### TASK TO COMPLETE
Give only a count of the lines that include the string "this".

### SUPPLIED MATERIAL
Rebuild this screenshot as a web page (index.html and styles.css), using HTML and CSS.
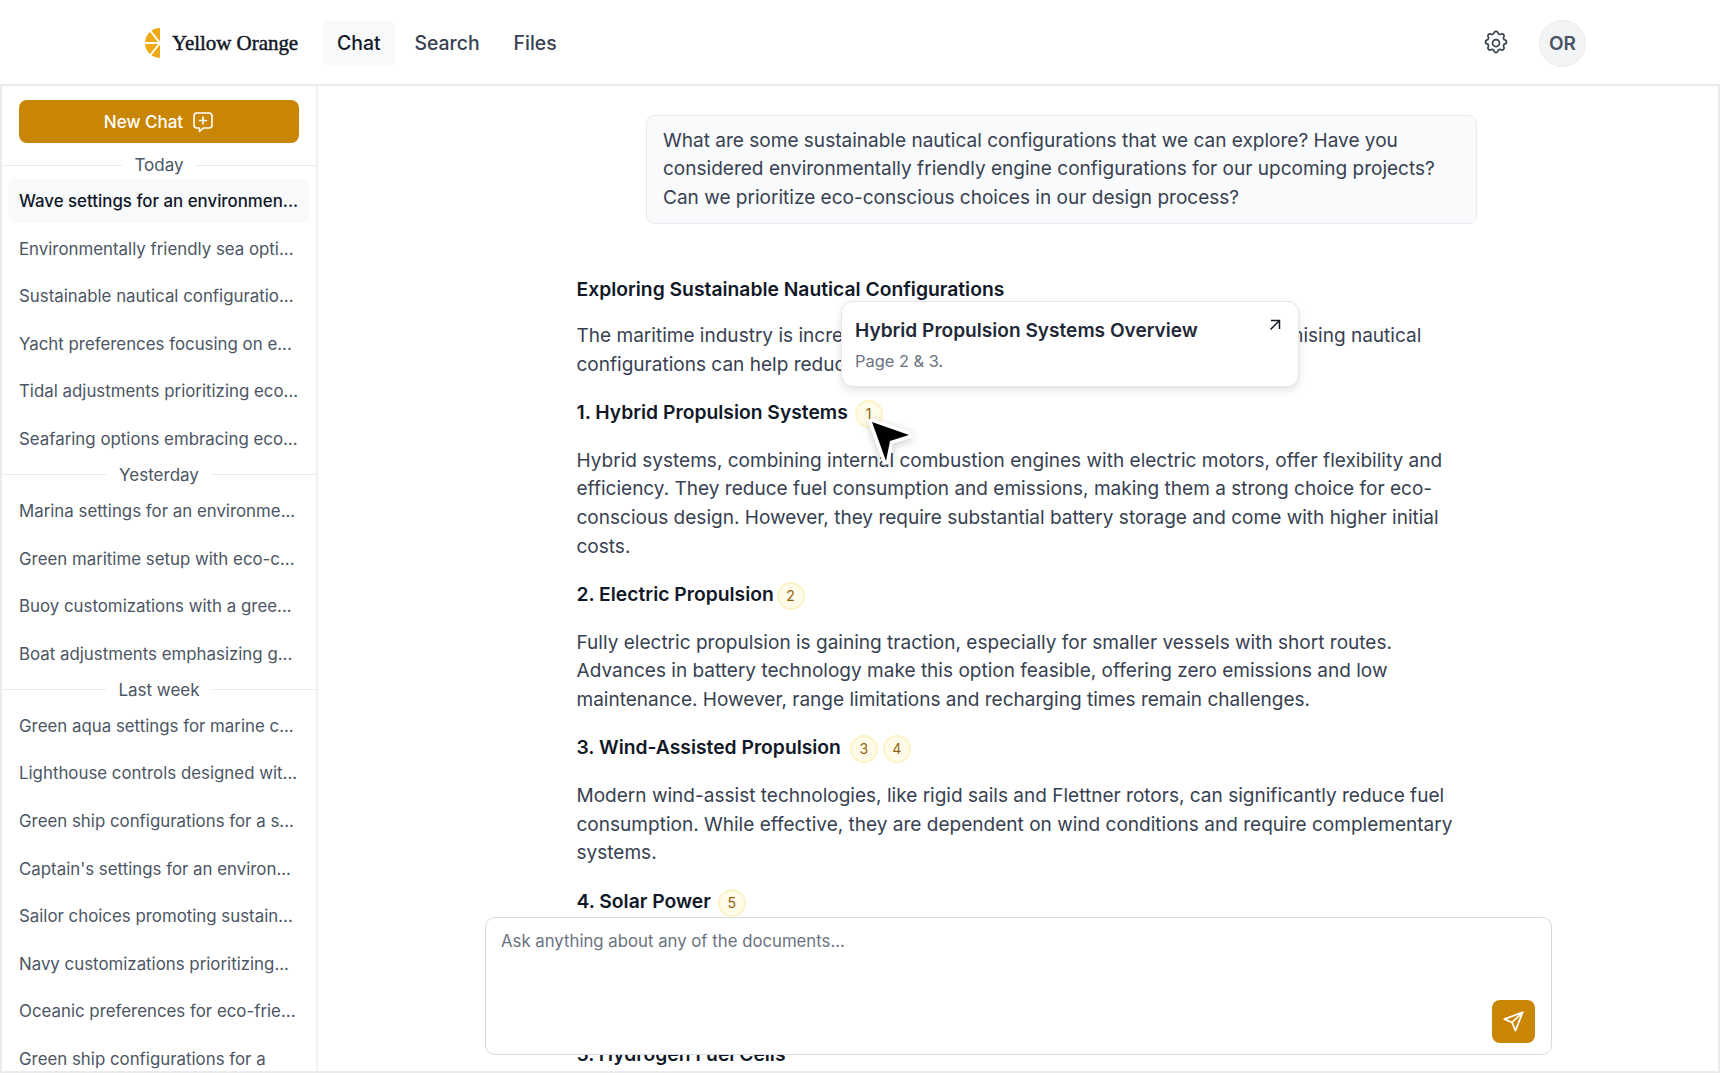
FILE: index.html
```html
<!DOCTYPE html>
<html lang="en">
<head>
    <meta charset="UTF-8">
    <title>Yellow Orange Chat</title>
    <link rel="stylesheet" href="styles.css">
</head>
<body>
    <header class="topbar">
        <div class="brand">
            <svg class="brand-icon" width="16" height="30" viewBox="0 0 16 30">
                <path d="M15 0A15 15 0 0 0 15 30Z" fill="#eeaa14"/>
                <path d="M15 15L5 2.5M15 15L0 15M15 15L5 27.5" stroke="#fff" stroke-width="2" fill="none"/>
            </svg>
            <span class="brand-name">Yellow Orange</span>
        </div>
        <nav class="nav">
            <a class="nav-link active">Chat</a>
            <a class="nav-link">Search</a>
            <a class="nav-link">Files</a>
        </nav>
        <div class="topbar-right">
            <svg class="gear" width="28" height="28" viewBox="0 0 24 24" fill="none" stroke="#374151" stroke-width="1.5" stroke-linecap="round" stroke-linejoin="round">
                <path d="M10.3 3.3c.4-1.8 3-1.8 3.4 0a1.7 1.7 0 0 0 2.6 1.1c1.5-.9 3.3.8 2.4 2.4a1.7 1.7 0 0 0 1 2.6c1.8.4 1.8 3 0 3.4a1.7 1.7 0 0 0-1 2.6c.9 1.5-.9 3.3-2.4 2.4a1.7 1.7 0 0 0-2.6 1c-.4 1.8-3 1.8-3.4 0a1.7 1.7 0 0 0-2.6-1c-1.5.9-3.3-.9-2.4-2.4a1.7 1.7 0 0 0-1-2.6c-1.8-.4-1.8-3 0-3.4a1.7 1.7 0 0 0 1-2.6c-.9-1.6.9-3.3 2.4-2.4 1 .6 2.3.1 2.6-1.1z"/>
                <circle cx="12" cy="12" r="3"/>
            </svg>
            <div class="avatar">OR</div>
        </div>
    </header>

    <div class="layout">
        <aside class="sidebar">
            <button class="new-chat">
                New Chat
                <svg width="22" height="22" viewBox="0 0 22 22" fill="none" stroke="#fff" stroke-width="1.6" stroke-linecap="round" stroke-linejoin="round">
                    <path d="M5 2h12a3 3 0 0 1 3 3v9a3 3 0 0 1-3 3h-5.5l-4 3.5V17H5a3 3 0 0 1-3-3V5a3 3 0 0 1 3-3z"/>
                    <path d="M11 6v7M7.5 9.5h7"/>
                </svg>
            </button>

            <div class="group-label"><span>Today</span></div>
            <a class="chat-item current">Wave settings for an environmen...</a>
            <a class="chat-item">Environmentally friendly sea opti...</a>
            <a class="chat-item">Sustainable nautical configuratio...</a>
            <a class="chat-item">Yacht preferences focusing on e...</a>
            <a class="chat-item">Tidal adjustments prioritizing eco...</a>
            <a class="chat-item">Seafaring options embracing eco...</a>

            <div class="group-label"><span>Yesterday</span></div>
            <a class="chat-item">Marina settings for an environme...</a>
            <a class="chat-item">Green maritime setup with eco-c...</a>
            <a class="chat-item">Buoy customizations with a gree...</a>
            <a class="chat-item">Boat adjustments emphasizing g...</a>

            <div class="group-label"><span>Last week</span></div>
            <a class="chat-item">Green aqua settings for marine c...</a>
            <a class="chat-item">Lighthouse controls designed wit...</a>
            <a class="chat-item">Green ship configurations for a s...</a>
            <a class="chat-item">Captain's settings for an environ...</a>
            <a class="chat-item">Sailor choices promoting sustain...</a>
            <a class="chat-item">Navy customizations prioritizing...</a>
            <a class="chat-item">Oceanic preferences for eco-frie...</a>
            <a class="chat-item">Green ship configurations for a</a>
        </aside>

        <main class="chat">
            <div class="question">What are some sustainable nautical configurations that we can explore? Have you considered environmentally friendly engine configurations for our upcoming projects? Can we prioritize eco-conscious choices in our design process?</div>

            <article class="answer">
                <h3>Exploring Sustainable Nautical Configurations</h3>
                <p>The maritime industry is increasingly focused on reducing impacts. Several promising nautical configurations can help reduce emissions while maintaining performance.</p>

                <h3>1. Hybrid Propulsion Systems <span class="cite">1</span></h3>
                <p>Hybrid systems, combining internal combustion engines with electric motors, offer flexibility and efficiency. They reduce fuel consumption and emissions, making them a strong choice for eco-conscious design. However, they require substantial battery storage and come with higher initial costs.</p>

                <h3>2. Electric Propulsion <span class="cite cite-tight">2</span></h3>
                <p>Fully electric propulsion is gaining traction, especially for smaller vessels with short routes. Advances in battery technology make this option feasible, offering zero emissions and low maintenance. However, range limitations and recharging times remain challenges.</p>

                <h3>3. Wind-Assisted Propulsion <span class="cite cite-wide">3</span><span class="cite">4</span></h3>
                <p>Modern wind-assist technologies, like rigid sails and Flettner rotors, can significantly reduce fuel consumption. While effective, they are dependent on wind conditions and require complementary systems.</p>

                <h3>4. Solar Power <span class="cite">5</span></h3>
                <p>Solar panels can supplement onboard power needs, cutting generator use while at anchor and lowering overall running costs across a full season. They work best on vessels with large open deck areas and pair well with battery storage on board.</p>

                <h3>5. Hydrogen Fuel Cells</h3>
            </article>

            <div class="source-popup">
                <div class="source-title">Hybrid Propulsion Systems Overview</div>
                <div class="source-pages">Page 2 &amp; 3.</div>
                <svg class="source-open" width="14" height="14" viewBox="0 0 14 14" fill="none" stroke="#111827" stroke-width="1.5">
                    <path d="M3 2.5h8.5V11M11.5 2.5L2.5 11.5"/>
                </svg>
            </div>

            <svg class="pointer" width="50" height="52" viewBox="0 0 50 52">
                <path d="M4 3L41 16L22 22L18 42Z" fill="#000" stroke="#fff" stroke-width="7" stroke-linejoin="round" paint-order="stroke"/>
            </svg>

            <div class="composer">
                <div class="placeholder">Ask anything about any of the documents...</div>
                <button class="send">
                    <svg width="23" height="23" viewBox="0 0 24 24" fill="none" stroke="#fff" stroke-width="1.8" stroke-linecap="round" stroke-linejoin="round">
                        <path d="M21.5 2.5L2.5 9.5l8 3.5 3.5 8.5z"/>
                        <path d="M21.5 2.5L10.5 13"/>
                    </svg>
                </button>
            </div>
        </main>
    </div>
</body>
</html>
```
FILE: styles.css
```css
* {
    box-sizing: border-box;
}
html, body {
    height: 100%;
}
body {
    margin: 0;
    font-family: 'Inter', 'Liberation Sans', sans-serif;
    color: #1f2937;
    background: #fff;
    overflow: hidden;
}
.topbar {
    display: flex;
    align-items: center;
    height: 86px;
    padding: 2px 134px 0 145px;
    border-bottom: 2px solid #e9ebef;
}
.brand {
    display: flex;
    align-items: center;
    gap: 11px;
    width: 178px;
}
.brand-name {
    font-family: 'Liberation Serif', serif;
    font-size: 21px;
    letter-spacing: -0.05px;
    color: #111827;
    white-space: nowrap;
    -webkit-text-stroke: 0.45px #111827;
}
.nav {
    display: flex;
    gap: 6px;
    font-size: 19.4px;
    font-weight: 500;
}
.nav-link {
    padding: 0 14px;
    height: 45px;
    line-height: 45px;
    border-radius: 6px;
    color: #374151;
}
.nav-link.active {
    background: #f8f9fb;
    color: #111827;
}
.topbar-right {
    display: flex;
    align-items: center;
    gap: 29px;
    margin-left: auto;
}
.avatar {
    width: 47px;
    height: 47px;
    border-radius: 50%;
    border: 1px solid #e9ebef;
    background: #f3f4f6;
    color: #4b5563;
    font-size: 19px;
    font-weight: 600;
    line-height: 45px;
    text-align: center;
}
.layout {
    display: flex;
    height: 987px;
    border-bottom: 2px solid #e9ebef;
}
.sidebar {
    width: 318px;
    flex-shrink: 0;
    padding-top: 14px;
    border-left: 2px solid #e9ebef;
    border-right: 2px solid #f0f1f4;
    overflow: hidden;
}
.new-chat {
    display: flex;
    align-items: center;
    justify-content: center;
    gap: 9px;
    width: 280px;
    height: 43px;
    margin: 0 0 8px 17px;
    border: none;
    border-radius: 8px;
    background: #c98504;
    color: #fff;
    font-family: inherit;
    font-size: 17px;
    font-weight: 500;
}
.group-label {
    height: 28px;
    line-height: 28px;
    font-size: 17px;
    color: #4b5563;
    text-align: center;
    background: linear-gradient(#e9ebef, #e9ebef) center / 100% 1px no-repeat;
}
.group-label span {
    padding: 0 12px;
    background: #fff;
}
.chat-item {
    display: block;
    height: 44px;
    margin: 0 7px 0 6px;
    padding: 0 11px;
    border-radius: 8px;
    font-size: 16.85px;
    line-height: 44px;
    color: #4b5563;
    white-space: nowrap;
    overflow: hidden;
}
.chat-item + .chat-item {
    margin-top: 3.6px;
}
.chat-item.current {
    background: #f8f9fb;
    color: #111827;
    font-weight: 500;
}
.chat {
    position: relative;
    flex: 1;
    overflow: hidden;
    border-right: 2px solid #e9ebef;
}
.question {
    width: 831px;
    margin: 29px 0 0 328px;
    padding: 10.5px 16px;
    border: 1px solid #e9ebef;
    border-radius: 8px;
    background: #f9fafb;
    font-size: 19.05px;
    line-height: 28.6px;
    color: #374151;
}
.answer {
    width: 888px;
    margin: 51px 0 0 258.5px;
    font-size: 19.05px;
    line-height: 28.6px;
    color: #374151;
}
.answer h3 {
    margin: 0;
    font-size: 19.3px;
    font-weight: 600;
    color: #111827;
}
.answer p {
    margin: 18.75px 0;
}
.cite {
    display: inline-block;
    width: 28px;
    height: 28px;
    margin-left: 2px;
    border: 2px solid #fdf3c9;
    border-radius: 50%;
    background: #fefce8;
    color: #92610f;
    font-size: 14px;
    font-weight: 400;
    line-height: 24px;
    text-align: center;
}
.cite-tight {
    margin-left: -2px;
}
.cite-wide {
    margin-left: 4px;
}
.cite + .cite {
    margin-left: 5px;
}
.source-popup {
    position: absolute;
    left: 523px;
    top: 215px;
    width: 458px;
    height: 86px;
    padding: 13px 13px;
    border: 1px solid #e5e7eb;
    border-radius: 12px;
    background: #fff;
    box-shadow: 0 3px 8px rgba(0, 0, 0, 0.12);
}
.source-title {
    font-size: 19.1px;
    font-weight: 600;
    line-height: 30px;
    color: #1f2937;
}
.source-pages {
    margin-top: 2px;
    font-size: 16.4px;
    line-height: 28px;
    color: #6b7280;
}
.source-open {
    position: absolute;
    top: 16px;
    right: 16px;
}
.pointer {
    position: absolute;
    left: 550px;
    top: 333px;
    filter: drop-shadow(0 2px 4px rgba(0, 0, 0, 0.2));
}
.composer {
    position: absolute;
    left: 167px;
    top: 831px;
    width: 1067px;
    height: 138px;
    padding: 10px 15px;
    border: 1px solid #d8dbe1;
    border-radius: 10px;
    background: #fff;
}
.placeholder {
    font-size: 16.75px;
    line-height: 26px;
    color: #6b7280;
}
.send {
    position: absolute;
    right: 16px;
    bottom: 11px;
    display: flex;
    align-items: center;
    justify-content: center;
    width: 43px;
    height: 43px;
    padding: 0;
    border: none;
    border-radius: 8px;
    background: #c98504;
}
```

### FINISHED ANSWER
2